Anna Czerwińska
Wygląd
Anna Czerwińska (1949–2023) – polska alpinistka i himalaistka, zdobywczyni 7 ośmiotysięczników i Korony Ziemi, autorka książek.
Wypowiedzi
[edytuj]- Dziewczyny, patrzcie – wyrwało mi się bezwiednie. Z mgieł zakrywających ścianę wyłaniała się potężna postać kobiety w długiej sukni, w kapeluszu z chmur. Uniesioną ręką zdawała się nam grozić. Gniewna Bogini Nanga...
- Źródło: Nanga Parbat góra o złej sławie, Wydawnictwo Sport i Turystyka, Warszawa 1989, ISBN 832172728X, s.105.
- Poznałam wiele gór wysokich, a jednak właśnie Nanga Parbat długo nie pojawiła się w moich planach. Dlaczego? Wydaje mi się, że przez te wszystkie lata nie miałam dość odwagi, by zaatakować szczyt owiany sławą wywodzącą się z wielu tragedii. Może lękałam się przegranej? Może wolałam uniknąć konfrontacji?
- Źródło: Nanga Parbat góra o złej sławie, Wydawnictwo Sport i Turystyka, Warszawa 1989, ISBN 832172728X, s.5.
- Zobacz też: Nanga Parbat
- Nie chciałabym działać na wyprawach, podczas których ludzie nie dbają o siebie. Część uroku gór polega na tym, że robi się coś razem. Są słabości, niedociągnięcia, wszystko dociera się na bieżąco. Nikt nie zakłada, że osłabnie na 8 tysiącach metrów, ale... Czasem wystarczy słowo, poklepanie po ramieniu, wpięcie w poręczówki i słabnący odnajduje siłę, by iść. Często ratujemy tak życie.
- Nie można iść tak wolno, żeby we dwójkę umrzeć. Ale jeśli jeden nie ma już siły, to trzeba spróbować mu pomóc. Czynnie. Ciągnąć za uprząż, kopać po tyłku. Zmusić go, by szedł.
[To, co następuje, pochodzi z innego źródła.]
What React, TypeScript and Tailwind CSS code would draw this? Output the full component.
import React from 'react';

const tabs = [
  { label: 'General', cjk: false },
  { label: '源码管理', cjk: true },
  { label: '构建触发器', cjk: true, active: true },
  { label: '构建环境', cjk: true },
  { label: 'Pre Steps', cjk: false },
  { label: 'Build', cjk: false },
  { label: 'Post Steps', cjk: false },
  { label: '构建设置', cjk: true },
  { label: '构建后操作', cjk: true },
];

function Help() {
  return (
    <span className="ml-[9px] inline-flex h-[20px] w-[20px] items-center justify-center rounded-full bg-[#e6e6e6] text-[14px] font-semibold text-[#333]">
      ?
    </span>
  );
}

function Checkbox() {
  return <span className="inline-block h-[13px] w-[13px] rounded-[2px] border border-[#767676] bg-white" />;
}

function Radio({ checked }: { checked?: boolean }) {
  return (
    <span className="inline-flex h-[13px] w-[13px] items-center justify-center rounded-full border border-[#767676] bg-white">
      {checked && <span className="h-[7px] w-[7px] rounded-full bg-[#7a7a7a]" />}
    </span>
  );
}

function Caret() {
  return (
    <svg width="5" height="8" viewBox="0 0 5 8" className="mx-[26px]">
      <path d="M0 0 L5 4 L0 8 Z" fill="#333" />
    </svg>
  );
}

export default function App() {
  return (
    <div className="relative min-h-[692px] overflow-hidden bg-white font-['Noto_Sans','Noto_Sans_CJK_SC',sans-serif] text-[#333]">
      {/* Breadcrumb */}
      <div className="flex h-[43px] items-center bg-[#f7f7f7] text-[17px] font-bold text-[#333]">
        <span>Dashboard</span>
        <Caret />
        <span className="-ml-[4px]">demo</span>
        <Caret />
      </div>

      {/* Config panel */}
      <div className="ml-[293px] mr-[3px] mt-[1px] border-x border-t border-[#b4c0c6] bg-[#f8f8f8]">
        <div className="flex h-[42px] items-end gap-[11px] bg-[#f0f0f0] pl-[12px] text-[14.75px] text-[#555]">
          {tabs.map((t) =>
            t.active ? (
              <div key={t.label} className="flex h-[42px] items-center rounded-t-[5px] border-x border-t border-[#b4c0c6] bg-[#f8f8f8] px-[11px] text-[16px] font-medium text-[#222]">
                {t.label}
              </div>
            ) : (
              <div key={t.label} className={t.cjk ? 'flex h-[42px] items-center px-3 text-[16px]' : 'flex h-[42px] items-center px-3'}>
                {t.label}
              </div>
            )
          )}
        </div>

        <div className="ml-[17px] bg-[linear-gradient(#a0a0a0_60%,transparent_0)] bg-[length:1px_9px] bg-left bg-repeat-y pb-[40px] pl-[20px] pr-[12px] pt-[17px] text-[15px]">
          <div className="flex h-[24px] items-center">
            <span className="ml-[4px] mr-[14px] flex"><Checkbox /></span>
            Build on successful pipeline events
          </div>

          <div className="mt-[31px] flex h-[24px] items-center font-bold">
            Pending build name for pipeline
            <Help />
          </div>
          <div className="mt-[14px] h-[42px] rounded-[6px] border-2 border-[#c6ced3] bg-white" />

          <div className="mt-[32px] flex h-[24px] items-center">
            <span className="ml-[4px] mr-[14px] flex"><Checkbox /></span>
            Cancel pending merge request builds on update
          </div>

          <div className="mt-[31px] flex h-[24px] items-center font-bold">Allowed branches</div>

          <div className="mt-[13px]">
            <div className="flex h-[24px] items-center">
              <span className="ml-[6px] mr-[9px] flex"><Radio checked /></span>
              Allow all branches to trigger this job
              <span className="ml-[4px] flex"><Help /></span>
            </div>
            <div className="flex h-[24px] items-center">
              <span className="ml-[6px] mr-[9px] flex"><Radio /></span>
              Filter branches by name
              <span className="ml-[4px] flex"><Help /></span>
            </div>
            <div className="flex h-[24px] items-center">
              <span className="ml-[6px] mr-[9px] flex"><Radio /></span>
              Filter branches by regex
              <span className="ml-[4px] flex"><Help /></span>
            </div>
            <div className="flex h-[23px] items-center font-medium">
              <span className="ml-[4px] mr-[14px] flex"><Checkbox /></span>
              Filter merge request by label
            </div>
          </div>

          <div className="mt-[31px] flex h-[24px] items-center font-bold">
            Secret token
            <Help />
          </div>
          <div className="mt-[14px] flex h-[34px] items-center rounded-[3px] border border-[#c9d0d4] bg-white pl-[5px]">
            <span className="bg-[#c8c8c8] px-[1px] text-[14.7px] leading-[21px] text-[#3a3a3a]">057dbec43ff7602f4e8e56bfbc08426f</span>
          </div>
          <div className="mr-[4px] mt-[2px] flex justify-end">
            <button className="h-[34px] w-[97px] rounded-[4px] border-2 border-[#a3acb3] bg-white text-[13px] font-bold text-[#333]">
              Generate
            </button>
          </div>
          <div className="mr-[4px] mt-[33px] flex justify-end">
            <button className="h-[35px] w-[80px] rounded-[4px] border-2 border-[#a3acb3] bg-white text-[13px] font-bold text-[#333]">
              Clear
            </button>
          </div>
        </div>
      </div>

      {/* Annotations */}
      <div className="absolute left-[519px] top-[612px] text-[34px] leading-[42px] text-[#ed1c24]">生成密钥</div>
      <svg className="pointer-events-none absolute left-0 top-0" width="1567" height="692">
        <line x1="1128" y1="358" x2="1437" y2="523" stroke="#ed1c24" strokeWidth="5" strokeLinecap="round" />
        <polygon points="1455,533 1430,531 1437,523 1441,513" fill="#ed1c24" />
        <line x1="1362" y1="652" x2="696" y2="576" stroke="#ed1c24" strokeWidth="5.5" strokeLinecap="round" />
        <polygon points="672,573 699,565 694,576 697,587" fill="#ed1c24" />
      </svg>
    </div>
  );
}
- W lecie 1984 roku szczyt Nanga Parbat osiągnęła pierwsza kobieta. Była nią Francuska - Liliane Barrard, która 20 czerwca stanęła na wierzchołku wraz ze swym mężem Muricem Barrardem. Wejście odbyło się flanką Diamir, drogą z 1962 roku.
- Źródło: Nanga Parbat góra o złej sławie, Wydawnictwo Sport i Turystyka, Warszawa 1989, ISBN 832172728X, s.17.
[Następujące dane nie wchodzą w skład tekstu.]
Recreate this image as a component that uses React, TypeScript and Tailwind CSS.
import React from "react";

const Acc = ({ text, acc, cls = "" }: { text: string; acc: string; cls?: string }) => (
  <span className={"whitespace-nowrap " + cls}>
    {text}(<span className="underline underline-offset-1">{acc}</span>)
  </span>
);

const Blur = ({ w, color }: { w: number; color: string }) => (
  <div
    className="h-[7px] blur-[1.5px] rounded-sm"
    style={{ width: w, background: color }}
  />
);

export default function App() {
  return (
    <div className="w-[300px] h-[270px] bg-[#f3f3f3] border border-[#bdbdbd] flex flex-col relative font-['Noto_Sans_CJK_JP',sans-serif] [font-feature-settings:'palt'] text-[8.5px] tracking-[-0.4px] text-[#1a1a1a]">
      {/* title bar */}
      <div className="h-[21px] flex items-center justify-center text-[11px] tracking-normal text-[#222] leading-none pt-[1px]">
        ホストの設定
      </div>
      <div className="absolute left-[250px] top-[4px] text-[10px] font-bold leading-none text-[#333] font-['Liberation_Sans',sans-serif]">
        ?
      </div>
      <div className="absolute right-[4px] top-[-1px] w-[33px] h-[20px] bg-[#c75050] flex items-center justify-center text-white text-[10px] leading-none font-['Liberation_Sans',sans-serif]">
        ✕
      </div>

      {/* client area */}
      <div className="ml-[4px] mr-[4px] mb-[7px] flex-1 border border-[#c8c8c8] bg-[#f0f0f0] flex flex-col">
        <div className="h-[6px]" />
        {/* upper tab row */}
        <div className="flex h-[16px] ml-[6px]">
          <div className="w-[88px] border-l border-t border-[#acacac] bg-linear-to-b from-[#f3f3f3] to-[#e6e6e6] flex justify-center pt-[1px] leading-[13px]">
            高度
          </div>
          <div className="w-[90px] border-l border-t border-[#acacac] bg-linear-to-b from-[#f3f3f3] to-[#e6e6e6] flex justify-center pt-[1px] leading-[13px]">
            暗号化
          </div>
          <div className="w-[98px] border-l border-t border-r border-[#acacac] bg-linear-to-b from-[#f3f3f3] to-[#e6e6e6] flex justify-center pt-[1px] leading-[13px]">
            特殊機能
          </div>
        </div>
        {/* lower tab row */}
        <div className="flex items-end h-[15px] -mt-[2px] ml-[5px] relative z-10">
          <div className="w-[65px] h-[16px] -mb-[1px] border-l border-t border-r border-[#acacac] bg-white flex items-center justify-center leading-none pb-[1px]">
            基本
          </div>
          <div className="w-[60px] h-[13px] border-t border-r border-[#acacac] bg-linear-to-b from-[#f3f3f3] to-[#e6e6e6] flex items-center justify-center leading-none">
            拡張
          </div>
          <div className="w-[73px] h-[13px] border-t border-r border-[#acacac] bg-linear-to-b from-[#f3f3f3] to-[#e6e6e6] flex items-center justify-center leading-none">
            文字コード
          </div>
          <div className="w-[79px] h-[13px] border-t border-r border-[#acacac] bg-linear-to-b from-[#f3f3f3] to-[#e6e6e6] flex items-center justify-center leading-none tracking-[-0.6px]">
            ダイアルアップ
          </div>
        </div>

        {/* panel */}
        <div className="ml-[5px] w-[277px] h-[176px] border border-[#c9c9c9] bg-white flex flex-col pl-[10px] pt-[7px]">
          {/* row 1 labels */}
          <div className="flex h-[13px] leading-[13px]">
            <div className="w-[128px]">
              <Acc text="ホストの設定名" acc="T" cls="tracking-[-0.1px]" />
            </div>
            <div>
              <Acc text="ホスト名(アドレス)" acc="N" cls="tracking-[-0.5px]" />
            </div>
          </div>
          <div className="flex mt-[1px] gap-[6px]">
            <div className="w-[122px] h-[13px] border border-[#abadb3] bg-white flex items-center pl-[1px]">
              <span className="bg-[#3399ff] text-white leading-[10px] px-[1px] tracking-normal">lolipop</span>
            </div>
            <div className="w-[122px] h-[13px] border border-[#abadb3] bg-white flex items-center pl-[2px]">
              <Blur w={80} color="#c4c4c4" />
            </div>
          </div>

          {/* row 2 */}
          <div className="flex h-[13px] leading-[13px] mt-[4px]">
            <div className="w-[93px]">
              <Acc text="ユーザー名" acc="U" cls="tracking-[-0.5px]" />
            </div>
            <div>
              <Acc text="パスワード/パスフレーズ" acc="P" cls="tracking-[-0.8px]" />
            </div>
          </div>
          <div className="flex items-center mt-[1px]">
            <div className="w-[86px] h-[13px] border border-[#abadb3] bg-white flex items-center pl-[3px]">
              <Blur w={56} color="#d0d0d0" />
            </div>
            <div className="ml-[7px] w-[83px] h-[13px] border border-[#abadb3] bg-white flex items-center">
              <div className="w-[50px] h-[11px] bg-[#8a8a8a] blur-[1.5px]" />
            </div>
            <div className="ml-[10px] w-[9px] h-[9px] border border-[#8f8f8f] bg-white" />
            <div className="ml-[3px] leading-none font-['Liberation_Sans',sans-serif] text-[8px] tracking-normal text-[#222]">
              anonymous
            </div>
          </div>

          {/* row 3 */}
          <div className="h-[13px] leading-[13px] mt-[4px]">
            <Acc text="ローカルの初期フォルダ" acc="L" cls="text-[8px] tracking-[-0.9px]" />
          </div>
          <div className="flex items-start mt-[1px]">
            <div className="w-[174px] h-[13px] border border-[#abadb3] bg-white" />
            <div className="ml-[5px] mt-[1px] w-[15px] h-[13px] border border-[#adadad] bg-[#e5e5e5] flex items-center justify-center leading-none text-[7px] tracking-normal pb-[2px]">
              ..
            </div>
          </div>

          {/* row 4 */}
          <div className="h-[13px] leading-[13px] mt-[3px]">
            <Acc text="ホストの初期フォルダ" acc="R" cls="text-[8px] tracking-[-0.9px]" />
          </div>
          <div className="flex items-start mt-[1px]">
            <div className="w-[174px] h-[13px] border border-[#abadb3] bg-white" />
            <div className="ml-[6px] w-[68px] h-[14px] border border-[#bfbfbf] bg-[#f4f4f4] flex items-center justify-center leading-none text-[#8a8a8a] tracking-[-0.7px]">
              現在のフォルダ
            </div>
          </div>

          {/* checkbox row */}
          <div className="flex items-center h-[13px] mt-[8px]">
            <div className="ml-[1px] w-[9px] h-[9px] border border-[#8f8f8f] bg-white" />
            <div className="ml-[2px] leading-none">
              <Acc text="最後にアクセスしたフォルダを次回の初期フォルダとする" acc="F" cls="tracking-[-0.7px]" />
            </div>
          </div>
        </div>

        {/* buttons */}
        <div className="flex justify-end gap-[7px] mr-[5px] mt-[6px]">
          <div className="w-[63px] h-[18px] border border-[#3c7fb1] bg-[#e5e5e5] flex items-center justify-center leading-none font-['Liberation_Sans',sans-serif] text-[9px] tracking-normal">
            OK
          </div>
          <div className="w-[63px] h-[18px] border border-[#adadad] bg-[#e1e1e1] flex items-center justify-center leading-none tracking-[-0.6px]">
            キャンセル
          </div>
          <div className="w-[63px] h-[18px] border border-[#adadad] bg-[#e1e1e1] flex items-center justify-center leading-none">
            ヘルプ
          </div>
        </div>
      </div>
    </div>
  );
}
- Zobacz też: Liliane Barrard
Korona Ziemi
[edytuj] Poniżej znajdują się wybrane cytaty, więcej znajdziesz w osobnym haśle Korona Ziemi (książka).
- Korona Ziemi zmieniła mój stosunek do Everestu. Bawiąc się w kolekcjonowanie szczytów, poczułam się zwolniona z obowiązku dokonywania wejść sportowych. Wystarczyło wejść na szczyt.
- Zobacz też: Korona Ziemi, Mount Everest
- Przez wiele lat biegłam przez życie drogą przypominającą bardziej tor przeszkód niż wygodną, wydeptaną ścieżkę.
- W początkach mojego wspinania właśnie ocieranie się o śmierć, to ostrożne zaglądanie na drugą stronę, fascynowało mnie bardziej niż góry. Później zrozumiałam, że było to głupie. Żadna przygoda nie jest warta utraty życia. Długa lista moich przyjaciół pozostałych na zawsze w górach przeczyła jednak temu twierdzeniu.